Input:

***

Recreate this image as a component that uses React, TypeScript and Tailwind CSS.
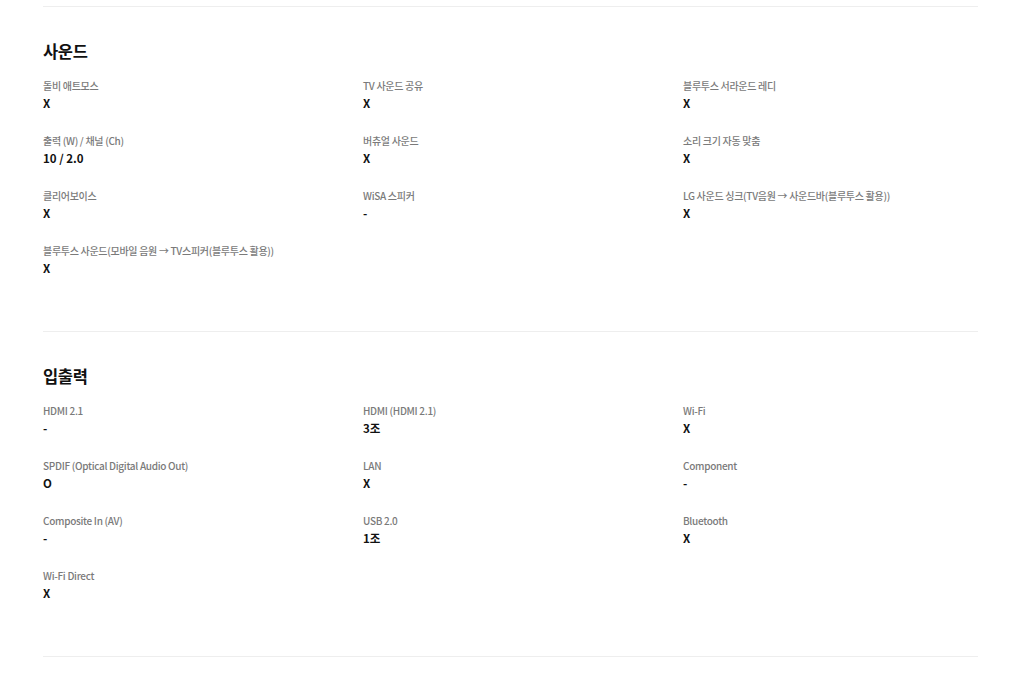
const sections = [
  {
    title: "사운드",
    items: [
      ["돌비 애트모스", "X"],
      ["TV 사운드 공유", "X"],
      ["블루투스 서라운드 레디", "X"],
      ["출력 (W) / 채널 (Ch)", "10 / 2.0"],
      ["버츄얼 사운드", "X"],
      ["소리 크기 자동 맞춤", "X"],
      ["클리어보이스", "X"],
      ["WiSA 스피커", "-"],
      ["LG 사운드 싱크(TV음원 → 사운드바(블루투스 활용))", "X"],
      ["블루투스 사운드(모바일 음원 → TV스피커(블루투스 활용))", "X"],
    ],
  },
  {
    title: "입출력",
    items: [
      ["HDMI 2.1", "-"],
      ["HDMI (HDMI 2.1)", "3조"],
      ["Wi-Fi", "X"],
      ["SPDIF (Optical Digital Audio Out)", "O"],
      ["LAN", "X"],
      ["Component", "-"],
      ["Composite In (AV)", "-"],
      ["USB 2.0", "1조"],
      ["Bluetooth", "X"],
      ["Wi-Fi Direct", "X"],
    ],
  },
];

export default function App() {
  return (
    <div
      className="min-h-screen bg-white pt-[6px]"
      style={{ fontFamily: '"Noto Sans CJK KR", "Noto Sans", sans-serif' }}
    >
      <div className="ml-[43px] w-[935px]">
        {sections.map((s) => (
          <section key={s.title} className="border-t border-[#eeeeee] pt-[31px] pb-[54px]">
            <h2 className="text-[16.5px] leading-[26px] font-bold tracking-[-0.02em] text-[#111]">{s.title}</h2>
            <div className="mt-[14px] grid grid-cols-[300px_300px_300px] gap-x-5 gap-y-[21px]">
              {s.items.map(([label, value]) => (
                <div key={label}>
                  <div className="text-[10px] leading-4 font-medium tracking-[-0.03em] text-[#7a7a7a]">{label}</div>
                  <div className="text-[11.5px] leading-[18px] font-bold text-[#111]">{value}</div>
                </div>
              ))}
            </div>
          </section>
        ))}
        <div className="border-t border-[#eeeeee]" />
      </div>
    </div>
  );
}
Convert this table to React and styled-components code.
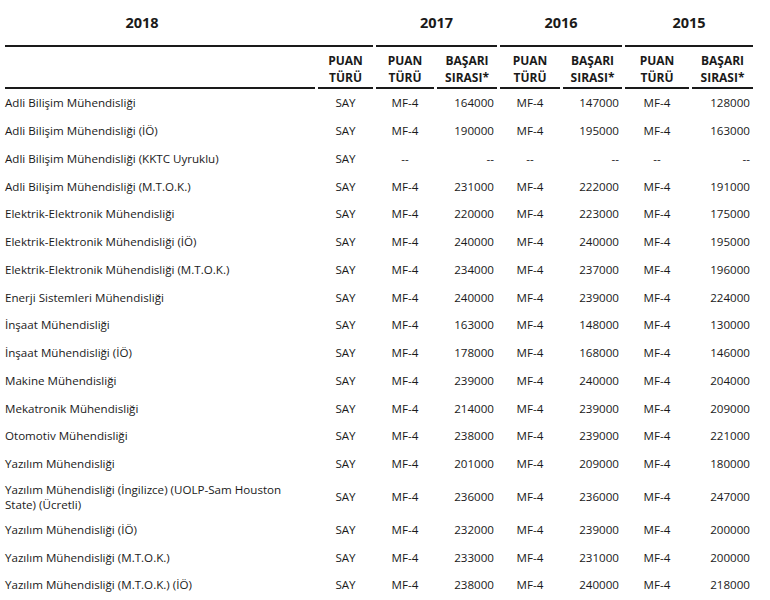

***

Directions for this task: Pictures don't belong in the copy. Restate all the entries exactly.

Solution below:
Recreate this image as a component that uses React, TypeScript and Tailwind CSS.
const sections = [
  {
    title: "사운드",
    items: [
      ["돌비 애트모스", "X"],
      ["TV 사운드 공유", "X"],
      ["블루투스 서라운드 레디", "X"],
      ["출력 (W) / 채널 (Ch)", "10 / 2.0"],
      ["버츄얼 사운드", "X"],
      ["소리 크기 자동 맞춤", "X"],
      ["클리어보이스", "X"],
      ["WiSA 스피커", "-"],
      ["LG 사운드 싱크(TV음원 → 사운드바(블루투스 활용))", "X"],
      ["블루투스 사운드(모바일 음원 → TV스피커(블루투스 활용))", "X"],
    ],
  },
  {
    title: "입출력",
    items: [
      ["HDMI 2.1", "-"],
      ["HDMI (HDMI 2.1)", "3조"],
      ["Wi-Fi", "X"],
      ["SPDIF (Optical Digital Audio Out)", "O"],
      ["LAN", "X"],
      ["Component", "-"],
      ["Composite In (AV)", "-"],
      ["USB 2.0", "1조"],
      ["Bluetooth", "X"],
      ["Wi-Fi Direct", "X"],
    ],
  },
];

export default function App() {
  return (
    <div
      className="min-h-screen bg-white pt-[6px]"
      style={{ fontFamily: '"Noto Sans CJK KR", "Noto Sans", sans-serif' }}
    >
      <div className="ml-[43px] w-[935px]">
        {sections.map((s) => (
          <section key={s.title} className="border-t border-[#eeeeee] pt-[31px] pb-[54px]">
            <h2 className="text-[16.5px] leading-[26px] font-bold tracking-[-0.02em] text-[#111]">{s.title}</h2>
            <div className="mt-[14px] grid grid-cols-[300px_300px_300px] gap-x-5 gap-y-[21px]">
              {s.items.map(([label, value]) => (
                <div key={label}>
                  <div className="text-[10px] leading-4 font-medium tracking-[-0.03em] text-[#7a7a7a]">{label}</div>
                  <div className="text-[11.5px] leading-[18px] font-bold text-[#111]">{value}</div>
                </div>
              ))}
            </div>
          </section>
        ))}
        <div className="border-t border-[#eeeeee]" />
      </div>
    </div>
  );
}
Convert this table to React and styled-components code.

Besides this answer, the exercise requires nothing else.